Jonathan L. Friedmann, Ph.D.
Value in music is of two kinds. The first is formal, or value in the technical sense of the term. Within a musical system, there are agreed upon and objectively verifiable measurements for calculating elements such as tonality, texture, dynamics, temporal properties and structure. For example, theoretical analysis of Western concert repertoire includes specific names for chord types, normative concepts of articulation, parameters for simple and complex compositions, qualifications for themes and variations, and numerous other mechanical and quasi-mechanical computations.
The second kind of value is not so absolute. It is value in the humanistic sense, or the judgment of aesthetic qualities based on sensuous response. This is qualitative worth, in which subjective ideas like beauty, purpose, pleasantness, truth and goodness are applied to music. Such value exists on a continuum. An audience’s impression of a piece can range from strong affinity to staunch dislike, with shades of nuance in between. These varied reactions are common despite attempts to standardize conceptions of excellence. Mozart is supposed to be received as beauty nearing perfection, even if a person does not resonate with it, while elevator music is supposed to be repugnant, even if one aimlessly rides up and down the shaft just to hear it.

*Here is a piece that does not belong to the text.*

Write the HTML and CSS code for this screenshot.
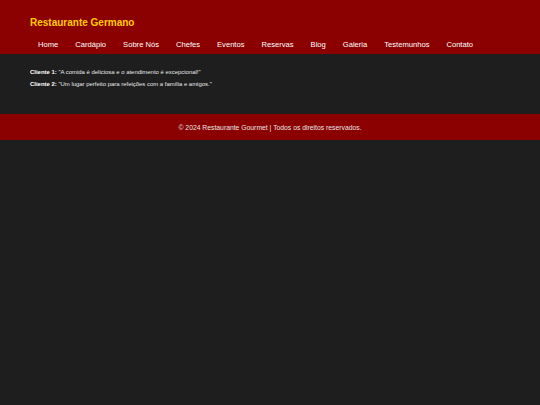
FILE: index.html
```html
<!DOCTYPE html>
<html lang="pt">
<head>
<meta charset="utf-8">
<title>Restaurante Germano</title>
<link rel="stylesheet" href="styles.css">
</head>
<body>
<header class="header">
  <h1 class="title">Restaurante Germano</h1>
  <nav class="nav">
    <a href="#">Home</a>
    <a href="#">Cardápio</a>
    <a href="#">Sobre Nós</a>
    <a href="#">Chefes</a>
    <a href="#">Eventos</a>
    <a href="#">Reservas</a>
    <a href="#">Blog</a>
    <a href="#">Galeria</a>
    <a href="#">Testemunhos</a>
    <a href="#">Contato</a>
  </nav>
</header>
<main class="content">
  <p><strong class="name">Cliente 1:</strong> "A comida é deliciosa e o atendimento é excepcional!"</p>
  <p><strong class="name">Cliente 2:</strong> "Um lugar perfeito para refeições com a família e amigos."</p>
</main>
<footer class="footer">
  <p>© 2024 Restaurante Gourmet | Todos os direitos reservados.</p>
</footer>
</body>
</html>
```
FILE: styles.css
```css
html, body {
  margin: 0;
  padding: 0;
  background: #1e1e1e;
  font-family: "Liberation Sans", Arial, sans-serif;
}
.header {
  background: #8b0000;
  padding: 16px 30px 5px;
  height: 33px;
}
.title {
  margin: 0;
  color: #ffcc00;
  font-size: 10px;
  font-weight: bold;
  line-height: 13px;
}
.nav {
  display: flex;
  gap: 17px;
  padding-left: 8px;
  margin-top: 11px;
}
.nav a {
  color: #ffffff;
  text-decoration: none;
  font-size: 7.6px;
  line-height: 9px;
}
.content {
  padding: 15px 30px 19px;
  height: 26px;
  color: #e8e8e8;
  font-size: 5.95px;
}
.content p {
  margin: 0 0 6px;
  line-height: 6px;
}
.name {
  color: #ffffff;
}
.footer {
  background: #8b0000;
  height: 26px;
  display: flex;
  align-items: center;
  justify-content: center;
}
.footer p {
  margin: 0;
  color: #e6e6e6;
  font-size: 6.8px;
}
```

True, one can never fully escape the musical pre-judgments that pervade a culture. Through cultural membership, we are involuntarily exposed to a set of consensus-driven artistic rules and expectations. Yet, on an individual level, there can be varying degrees of agreement and disagreement. This is because aesthetics are not inherent in the piece or in the mind of the listener. They arise from a transaction between the two.
Aesthetic valuation occurs in three successive stages: perception, statement of position, and reason for judgment. In a typical scenario, a listener hears a song, pronounces that it is boring, and explains that it lacks motion and variation. Another person might hear the same song and find it soothing for the same reasons. As a general rule, any piece is capable of attracting fans, no matter how vehement or widespread the opposition. The opposite goes for pieces widely regarded as good or pleasing: they still have their detractors.
Thus, the question follows: Is there any right or wrong way to feel about music? Critics and aestheticians would argue that there is. They point to the role of convention in determining things like attractiveness, balance and symmetry. By these guidelines, a selection can be certified as great, good, mediocre, bad, etc. An exception is made for works outside of one’s purview, namely music of a foreign culture or subculture. For instance, the average American cannot accurately assess a gamelan performance, nor can a Baroque enthusiast give definitive appraisals of gansta rap. But critics object when similar leeway is given for music produced in one’s own cultural setting.
Conclusions drawn by critics and aestheticians are often well reasoned and sometimes thought provoking. But they can also be overly academic and remote from the actual musical encounter. As much as they strive to distance music from arbitrary evaluations, the act of listening is by nature arbitrary. While music has absolute value in terms of its measurable components, the sensuous value we ascribe to it is the result of intimate contact. Norms and inherited assumptions can and do inform our decision-making, but the final judgment remains our own. Music is a matter of taste, and taste matters.